Anyway, it was a hell of a tour, lots of excitement, lots of crazy sh*t, but there is always lots of downtime.
A dude can save some serious bank on a year long tour, and while there I schemed and planned and researched on the net and snatched up eBay parts (shipped to my home) like crazy. Hence the "Spoils of War" nickname.
Through my research I began to question the rideability of a CR750 replica with a replica tank. Just too stretched-out.
Back in 1970 roadracers sat way on the back of the bike, putting lots of weight over the rear wheel and cutting graceful, smooth lines on the track. Advances in tires, forks, and the huge power of modern bikes made the riders move toward the front of the bike.

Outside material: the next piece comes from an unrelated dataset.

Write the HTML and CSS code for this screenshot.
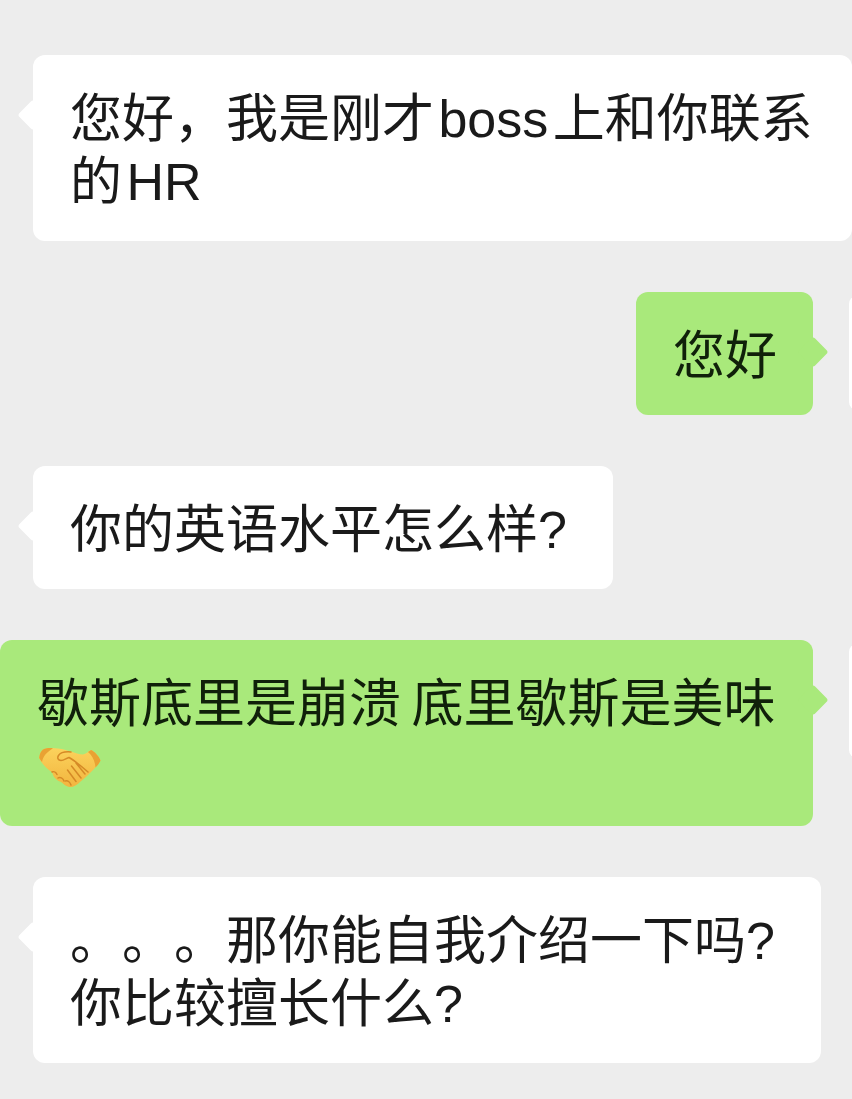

I decided to upgrade the suspension of my CB to modern parts, and the wheels to a size that could use some better rubber. I gathered the parts to assemble a CBR1000 front end, but with the even bigger brakes from a CBR954. I used the CBR954 triples because that bike doesn't have a steering damper mounted on the top clamp (meaning no ugly holes on the top of the clamp). The 954 triple clamps offer the perfect amount of trail (according to my plans) with the longer shocks that steepened CB750 frame, the shorter CBR fork, and 18" wheel.
I decided to use 18" rims to retain the big-wheeled vintage look after making sure I could get decent 18" rubber. The V-rod front tire is a 120/18 and the somewhat recent ZX-6 uses a 180/18 rear, ensuring those tire sizes will be around for a while, at least in sport-touring quality.
I'm no computer whiz, but I nugged my way through learning how to draw on Microsoft Powerpoint. I found a Honda factory diagram (with measurements) of the CB750 frame and swingarm, and created a scale replica drawing.
I spent a lot of time building a frame, swingarms, wheels, brakes, many many tanks, fenders, headlights, oil tanks, forks, shocks, blah, blah, blah.